Geçtiğimiz hafta NBA’da haftanın oyuncusu seçilen, yıllardır Portland denildiğinde akla gelen ilk isim Damian Lillard’ın hayatına yakından göz atıldım.
15 Temmuz 1990 yılında Kaliforniya eyaletinin Oakland şehrinde dünyaya geldi. Çocukluk yıllarında yeterince iyi oynamadığı için her zaman oyuna kenardan dahil oldu. Bunu kendine yediremeyen Lillard, çok çalışmış ama bu da yeterli olmamıştı. Hatta lise yıllarında, takımda yeterince süre alamadığı için okul bile değiştirmişti. Soluğu Webber State Üniversitesi’nde alan Lillard, ilk yalında verdiği emeklerin karşılığını aldı. İlk yılında Big Sky tarafından yılın en iyi birinci sınıf oyuncusu ve yılın en iyi üniversiteli oyuncusu seçildi. Daha sonradan üniversitede giydiği 1 numaralı forma emekli edildi. 2015 yılında pazarlama uzmanlığı bölümünü bitirdi.
Lillard’ın NBA macerası, 2012 yılı draftın’da 6. sıradan Portland Trail Blazers tarafından seçilmesiyle resmi olarak başladı. 1 olan forma numarasını doğduğu şehir olan Oakland için 0 olarak değiştirdi. İlk maçında 23 sayı ve 11 asist ile oynayan Lillard, dikkatleri üzerine çekti. Bunu daha önce başaran isimler (İlk resmi NBA maçında 20+ sayı ve 10+ asist oynamak) Allen Iverson ve Oscar Robertson’du. Yılın Çaylağı seçilen Lillard, All-Star haftasında Portland tarihinde ilk kez yetenek yarışmasını kazanan oyuncu oldu.

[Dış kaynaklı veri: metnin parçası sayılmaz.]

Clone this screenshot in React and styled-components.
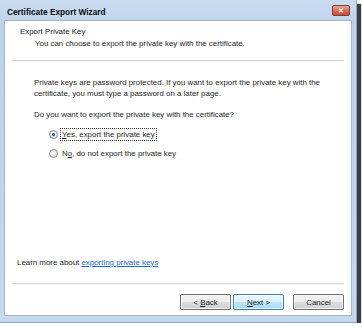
import * as React from 'react';
import styled, { createGlobalStyle } from 'styled-components';

const Global = createGlobalStyle`
  html, body {
    margin: 0;
    padding: 0;
    background: #ffffff;
  }
  body {
    font-family: "Liberation Sans", Arial, sans-serif;
    font-size: 7.9px;
    color: #1e1e1e;
  }
`

const Window = styled.div`
  width: 357px;
  height: 323px;
  box-sizing: border-box;
  display: flex;
  flex-direction: column;
  padding: 0 4px 6px 4px;
  background: linear-gradient(180deg, #c9dcf1 0%, #bdd3eb 8%, #c4d8ee 100%);
  box-shadow: 4px 4px 1px rgba(25, 28, 36, 0.85);
  border: 1px solid #8fa6bf;
  border-top: none;
  border-left: none;
`

const TitleBar = styled.div`
  height: 20px;
  box-sizing: border-box;
  padding: 4px 2px 0 3px;
  display: flex;
  align-items: flex-start;
  justify-content: space-between;
`

const Title = styled.div`
  font-weight: bold;
  font-size: 8.3px;
  line-height: 16px;
  color: #0c0c0c;
`

const CloseButton = styled.div`
  width: 18px;
  height: 11px;
  margin-top: 1px;
  border-radius: 2px;
  border: 1px solid #8d3a2e;
  box-sizing: border-box;
  background: linear-gradient(180deg, #eaa898 0%, #d56f5a 50%, #c44d38 100%);
  display: flex;
  align-items: center;
  justify-content: center;
  color: #f4eeee;
  font-weight: bold;
  font-size: 7px;
  line-height: 1;
`

const Content = styled.div`
  flex: 1;
  background: #ffffff;
  display: flex;
  flex-direction: column;
  border: 1px solid #a3b5c9;
`

const Header = styled.div`
  padding: 5px 0 0 15px;
  line-height: 11px;
`

const Subtitle = styled.div`
  padding-left: 15px;
  margin-top: 1px;
`

const Separator = styled.div`
  height: 1px;
  margin: ${p => p.$top}px 7px 0;
  background: #d6d6d6;
  border-bottom: 1px solid #f4f4f4;
`

const Body = styled.div`
  flex: 1;
  padding: 15px 0 0 29px;
  line-height: 11px;
`

const Paragraph = styled.p`
  margin: 0 0 10px;
`

const Options = styled.div`
  display: flex;
  flex-direction: column;
  gap: 8px;
  padding-left: 15px;
  margin-top: -1px;
`

const Option = styled.label`
  display: flex;
  align-items: center;
  gap: 3px;
`

const Radio = styled.span`
  width: 7px;
  height: 7px;
  border-radius: 50%;
  border: 1px solid #8e8f8f;
  background: radial-gradient(circle at 40% 35%, #ffffff 0%, #d8d8d8 100%);
  display: flex;
  align-items: center;
  justify-content: center;
  &::after {
    content: '';
    width: 3px;
    height: 3px;
    border-radius: 50%;
    background: ${p => (p.$checked ? '#1f4f8f' : 'transparent')};
  }
`

const OptionLabel = styled.span`
  outline: ${p => (p.$focused ? '1px dotted #333' : 'none')};
  padding: 0 1px;
`

const LearnMore = styled.div`
  padding-left: 12px;
  line-height: 11px;
`

const Link = styled.a`
  color: #1c66d1;
  text-decoration: underline;
`

const Footer = styled.div`
  display: flex;
  justify-content: flex-end;
  gap: 2px;
  padding: 9px 7px 5px 0;
`

const Button = styled.button`
  width: 51px;
  height: 16px;
  margin-left: ${p => (p.$gap ? 7 : 0)}px;
  box-sizing: border-box;
  border-radius: 2px;
  border: 1px solid ${p => (p.$default ? '#3c7fb1' : '#707070')};
  background: ${p => (p.$default
    ? 'linear-gradient(180deg, #eaf6fd 0%, #d9f0fc 50%, #bee6fd 51%, #a7d9f5 100%)'
    : 'linear-gradient(180deg, #f2f2f2 0%, #ebebeb 50%, #dddddd 51%, #cfcfcf 100%)')};
  box-shadow: inset 0 0 0 1px rgba(255, 255, 255, 0.7);
  font-family: "Liberation Sans", Arial, sans-serif;
  font-size: 7.9px;
  color: #1e1e1e;
  padding: 0;
`

const U = styled.span`
  text-decoration: underline;
`

export default function App() {
  return (
    <>
      <Global />
      <Window>
        <TitleBar>
          <Title>Certificate Export Wizard</Title>
          <CloseButton>✕</CloseButton>
        </TitleBar>
        <Content>
          <Header>
            <div>Export Private Key</div>
            <Subtitle>You can choose to export the private key with the certificate.</Subtitle>
          </Header>
          <Separator $top={11} />
          <Body>
            <Paragraph>
              Private keys are password protected. If you want to export the private key with the
              <br />
              certificate, you must type a password on a later page.
            </Paragraph>
            <Paragraph>Do you want to export the private key with the certificate?</Paragraph>
            <Options>
              <Option>
                <Radio $checked />
                <OptionLabel $focused><U>Y</U>es, export the private key</OptionLabel>
              </Option>
              <Option>
                <Radio />
                <OptionLabel>N<U>o</U>, do not export the private key</OptionLabel>
              </Option>
            </Options>
          </Body>
          <LearnMore>
            Learn more about <Link>exporting private keys</Link>
          </LearnMore>
          <Separator $top={15} />
          <Footer>
            <Button>&lt; <U>B</U>ack</Button>
            <Button $default><U>N</U>ext &gt;</Button>
            <Button $gap>Cancel</Button>
          </Footer>
        </Content>
      </Window>
    </>
  );
}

Ligdeki ikinici yılında üstüne koyarak ilerleyen Lillard, bu yıl All-Star haftasındaki bütün etkinliklere katılan ilk oyuncu konumuna geldi (yetenek yarışması, üçlük yarışması, smaç yarışması, yükselen yıldızlar maçı, All-Star maçı). 2015 yılında NBA’da 600 isabetli atışa en hızlı ulaşan oyuncu oldu. All-NBA üçüncü takımına seçildi. 2017 yılında hem saha içinde hem saha dışındaki davranışlarıyla Magic Johnson ödülüne layık görüldü. 2018 yılında NBA tarihinde 10.000 sayı ve 2500 asiste ulaşan sekizinci oyuncu oldu. 2019 yılının Play-off’larında batıda rüzgarını estirdi. Yarı finallerde Russel Westbrook ve Paul George ikilisini tabiri caizse yok etti. Konferans finallerinde ikinci maçta kaburgalarından sakatlanmasına rağmen takımının başındaydı, ne yazık ki onun bu çabası yeterli olmadı konferans finallerinde elendiler. Bu yıla çok yavaş bir başlangıç yaptı Lillard, ancak son zamanlarda kendine gelmeyi başardı.
Hiç şüphesiz Portland tarihinin en iyi ve en önemli oyuncusu diyebiliriz kendisine. Umarım bir gün verdiği tüm emeklerin karşılığını alır ve kupayı Portland’a götürür.